Not really looking at him I mutter with a mouthful of toothpaste, "ou on't ook ike a reak."
"You like me to look like an idiot mom, you want everyone to call me an asshole." yep that is what my three year old told me. I spit, and turn around to see what is causing such a fuss, to see that his hair is all sticking up all over his head.
"Well honey mommy can fix that right up, your not a freak or an idiot sugarbaby."
I left the asshole part out in hopes that he wouldn't repeat that again. I wet his hair down, and combed him up.
"There how is that."
"I am cute now, thans mom."
and we head out to the car.
I didn't think about it again, and then we get to the rink and the first person he see he has to tell them "I'm not an asshole!" Oh yeah I wanted to crawl under something and die as these prim and proper hockey moms dressed in their designer labels, with their French tip nails professionally done, look at me in my levi's and old sweatshirt, like I am some trailer park trash. I probably know more about hockey then they ever will, and then one of the hockey dads, breaks the silence and says "Well it's good not to be an asshole!" "Yeah" my 3 year old says happily.
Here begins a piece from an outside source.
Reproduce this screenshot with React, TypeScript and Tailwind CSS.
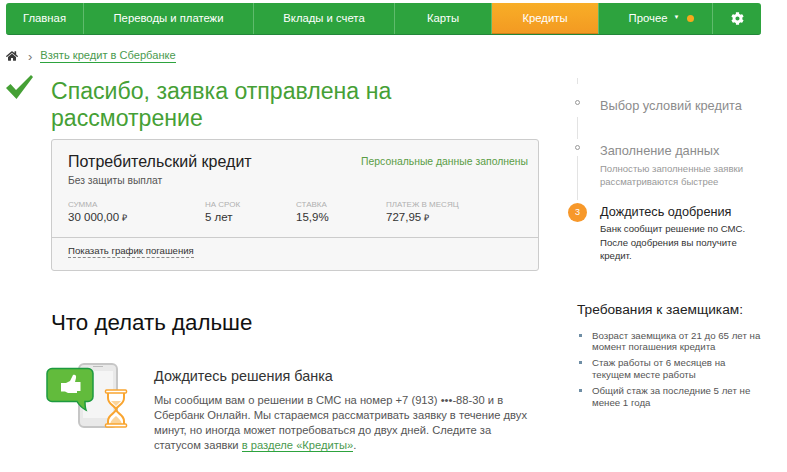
import { FaCog, FaHome } from "react-icons/fa";

const navItems = [
  { label: "Главная", w: "w-[78px]" },
  { label: "Переводы и платежи", w: "w-[170px]" },
  { label: "Вклады и счета", w: "w-[141px]" },
  { label: "Карты", w: "w-[97px]" },
];

const requirements = [
  "Возраст заемщика от 21 до 65 лет на момент погашения кредита",
  "Стаж работы от 6 месяцев на текущем месте работы",
  "Общий стаж за последние 5 лет не менее 1 года",
];

const terms = [
  { label: "СУММА", value: "30 000,00", rub: true, w: "w-[137px]" },
  { label: "НА СРОК", value: "5 лет", rub: false, w: "w-[91px]" },
  { label: "СТАВКА", value: "15,9%", rub: false, w: "w-[90px]" },
  { label: "ПЛАТЕЖ В МЕСЯЦ", value: "727,95", rub: true, w: "w-[130px]" },
];

function SmsIcon() {
  return (
    <svg width="84" height="68" viewBox="0 0 84 68" className="shrink-0">
      {/* phone */}
      <rect x="33" y="2" width="38" height="63" rx="5" fill="#e9e9e9" stroke="#c6c6c6" strokeWidth="2" />
      <rect x="37" y="9" width="30" height="47" fill="#f5f5f5" />
      <rect x="47" y="4" width="10" height="1" fill="#bbb" />
      {/* speech bubble */}
      <path
        d="M6 6.500h36a5 5 0 0 1 5 5v23a5 5 0 0 1-5 5h-3c0 3 0 6 1 8.500-4-2-7-5-9-8.500H6a5 5 0 0 1-5-5v-23a5 5 0 0 1 5-5z"
        fill="#62bb3c"
        stroke="#1d9a3f"
        strokeWidth="1.500"
      />
      {/* thumb */}
      <path
        d="M15 21h5l4-2 3-6c2.500-1 3.500 1 3 3l-1 4h5v9h-3v2h-9l-3-1.500h-4z"
        fill="#fff"
      />
      <rect x="32" y="20" width="2.500" height="9" fill="#fff" />
      {/* hourglass */}
      <path
        d="M62 30v6c0 7 7 7 8 11.500-1 4.500-8 5-8 11.500v5h16v-5c0-6.500-7-7-8-11.500 1-4.500 8-4.500 8-11.500v-6z"
        fill="#fff"
        stroke="#f9a530"
        strokeWidth="2"
      />
      <path d="M64 62c1-4 4-6 6-8 2 2 5 4 6 8z" fill="#fbd49a" />
      <path d="M65 39h10l-5 5z" fill="#fbd49a" />
      <rect x="59.500" y="28" width="21" height="3" rx="1" fill="#fff" stroke="#f9a530" strokeWidth="1.500" />
      <rect x="59.500" y="62" width="21" height="3" rx="1" fill="#fff" stroke="#f9a530" strokeWidth="1.500" />
    </svg>
  );
}

function StepDot() {
  return <div className="size-[5px] rounded-full border border-[#999] bg-white" />;
}

export default function App() {
  return (
    <div className="h-[472px] w-[787px] overflow-hidden bg-white pl-[6px] pt-[3px] font-['Liberation_Sans',Arial,sans-serif]">
      {/* top nav */}
      <nav className="flex h-[32px] w-[755px] overflow-hidden rounded-[3px] border-b border-[#23863a] bg-[#2da33e] text-[11.300px] text-white">
        {navItems.map((item) => (
          <div key={item.label} className={`${item.w} flex items-center justify-center border-r border-[#5fbb6c]`}>
            {item.label}
          </div>
        ))}
        <div className="flex w-[106px] items-center justify-center border-b border-[#d07f1c] bg-gradient-to-b from-[#f8ae27] to-[#f39a22]">
          Кредиты
        </div>
        <div className="flex w-[115px] items-center justify-center border-x border-[#5fbb6c] pl-[12px]">
          <span>Прочее</span>
          <span className="mb-[3px] ml-[6px] text-[6px]">▼</span>
          <span className="ml-[8px] size-[7px] rounded-full bg-[#f8a81c]" />
        </div>
        <div className="flex flex-1 items-center justify-center">
          <FaCog size={13} className="text-white" />
        </div>
      </nav>

      {/* breadcrumb */}
      <div className="mt-[14px] flex h-[14px] items-center text-[11.100px]">
        <FaHome size={12} className="text-[#3a3a3a]" />
        <span className="ml-[10px] mr-[8px] text-[13px] leading-none text-[#777]">›</span>
        <a className="border-b border-[#2da33e] leading-[13px] text-[#4a9a4e]">Взять кредит в Сбербанке</a>
      </div>

      <div className="mt-[15px] flex">
        {/* left column */}
        <div className="w-[533px] shrink-0">
          <div className="flex">
            <svg width="27" height="25" viewBox="0 0 27 25" className="-mt-[3px] shrink-0">
              <path d="M0 13 4.500 9 10 15 25 0 27 2 10.500 24z" fill="#45a035" />
            </svg>
            <h1 className="ml-[18px] w-[400px] text-[23.100px] leading-[27px] text-[#45a035]">
              Спасибо, заявка отправлена на рассмотрение
            </h1>
          </div>

          {/* credit card */}
          <div className="ml-[45px] mt-[7px] h-[132px] w-[488px] rounded-[3px] border border-[#ccc] bg-[#f7f7f7]">
            <div className="flex h-[98px] flex-col border-b border-[#ccc] pl-[16px] pr-[10px] pt-[12px]">
              <div className="flex items-center justify-between">
                <span className="text-[16px] leading-[20px] text-[#222]">Потребительский кредит</span>
                <span className="text-[10.400px] text-[#5a9d45]">Персональные данные заполнены</span>
              </div>
              <div className="mt-[1px] text-[10.300px] leading-[15px] text-[#555]">Без защиты выплат</div>
              <div className="mt-[11px] flex">
                {terms.map((t) => (
                  <div key={t.label} className={t.w}>
                    <div className="text-[8px] leading-[11px] text-[#b0b0b0]">{t.label}</div>
                    <div className="text-[11.500px] leading-[15px] text-[#333]">
                      {t.value}
                      {t.rub && <span className="ml-[3px] text-[9px]">₽</span>}
                    </div>
                  </div>
                ))}
              </div>
            </div>
            <div className="px-[16px] pt-[3px] leading-none">
              <span className="inline-block border-b border-dashed border-[#888] text-[9.600px] leading-[12px] text-[#333]">
                Показать график погашения
              </span>
            </div>
          </div>

          <h2 className="ml-[45px] mt-[39px] text-[22.300px] leading-[26px] text-[#111]">Что делать дальше</h2>

          <div className="mt-[26px] flex">
            <div className="ml-[40px]">
              <SmsIcon />
            </div>
            <div className="ml-[24px] w-[385px]">
              <div className="mt-[6px] text-[14.400px] leading-[17px] text-[#333]">Дождитесь решения банка</div>
              <p className="mt-[8px] text-[11.200px] leading-[15px] text-[#555]">
                Мы сообщим вам о решении в СМС на номер +7 (913) •••-88-30 и в
                <br />
                Сбербанк Онлайн. Мы стараемся рассматривать заявку в течение двух
                <br />
                минут, но иногда может потребоваться до двух дней. Следите за
                <br />
                статусом заявки <a className="border-b border-[#2da33e] text-[#4a9a4e]">в разделе «Кредиты»</a>.
              </p>
            </div>
          </div>
        </div>

        {/* right column */}
        <aside className="ml-[29px] w-[210px] shrink-0">
          <div className="relative mt-[20px] pl-[32px]">
            <div className="absolute left-[9px] top-[-20px] h-[122px] w-px bg-[#e3e3e3]" />
            <div className="relative h-[45px]">
              <div className="absolute left-[-25px] top-[-14px] bg-white pb-[12px] pt-[16px]">
                <StepDot />
              </div>
              <div className="text-[12.800px] leading-[16px] text-[#8c8c8c]">Выбор условий кредита</div>
            </div>
            <div className="relative h-[61px]">
              <div className="absolute left-[-25px] top-[-4px] bg-white py-[6px]">
                <StepDot />
              </div>
              <div className="text-[12.800px] leading-[16px] text-[#8c8c8c]">Заполнение данных</div>
              <div className="mt-[2.500px] text-[9.550px] leading-[13px] text-[#999]">
                Полностью заполненные заявки
                <br />
                рассматриваются быстрее
              </div>
            </div>
            <div className="relative">
              <div className="absolute left-[-32px] top-[-1px] flex size-[19px] items-center justify-center rounded-full bg-[#f7982a] text-[9px] text-white">
                3
              </div>
              <div className="text-[12.700px] leading-[16px] text-[#222]">Дождитесь одобрения</div>
              <div className="mt-[2px] text-[9.600px] leading-[13.500px] text-[#333]">
                Банк сообщит решение по СМС.
                <br />
                После одобрения вы получите
                <br />
                кредит.
              </div>
            </div>
          </div>

          <h3 className="ml-[9px] mt-[38px] text-[13.700px] leading-[17px] text-[#222]">Требования к заемщикам:</h3>
          <ul className="ml-[9px] mt-[12px] w-[187px] space-y-[5.400px]">
            {requirements.map((r) => (
              <li key={r} className="relative pl-[15px] text-[9.700px] leading-[11.300px] text-[#555]">
                <span className="absolute left-[2px] top-[4px] size-[3px] bg-[#6f8ea5]" />
                {r}
              </li>
            ))}
          </ul>
        </aside>
      </div>
    </div>
  );
}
I laughed so hard as he brushed passed the others moms, I wanted to hug him for that. Hockey dads are great, however I just don't seem to fit in with a lot of the hockey moms. I don't sit in the warm lobby and gossip with the other women, while my baby is on the ice. I sit in the stands of the cold arena, that is where my baby asked me to be so I could see him better. I don't have a lot in common with these upper middle class women who are all about status, and I don't have my kid in hockey because it is the "thing to be in" like some of them do, and I have heard some of the kids complain they hate it. He plays because he has a love for the game, and if there is ever a time when he doesn't love the game he doesn't have to play anymore. So I will keep sitting in the stands freezing cold, and I will keep wearing my ratty old sweatshirts, with my hair and nails not done professionally, and I will enjoy every minute that he is out there playing his little heart out, because I enjoy watching him. I love the pride he has when he has done something great and gives me a thumbs up, or when he skates by and gives me that little "look at me mom" smile and head nod. I don't have to try and fit in with those other moms, I have so much more than they ever will.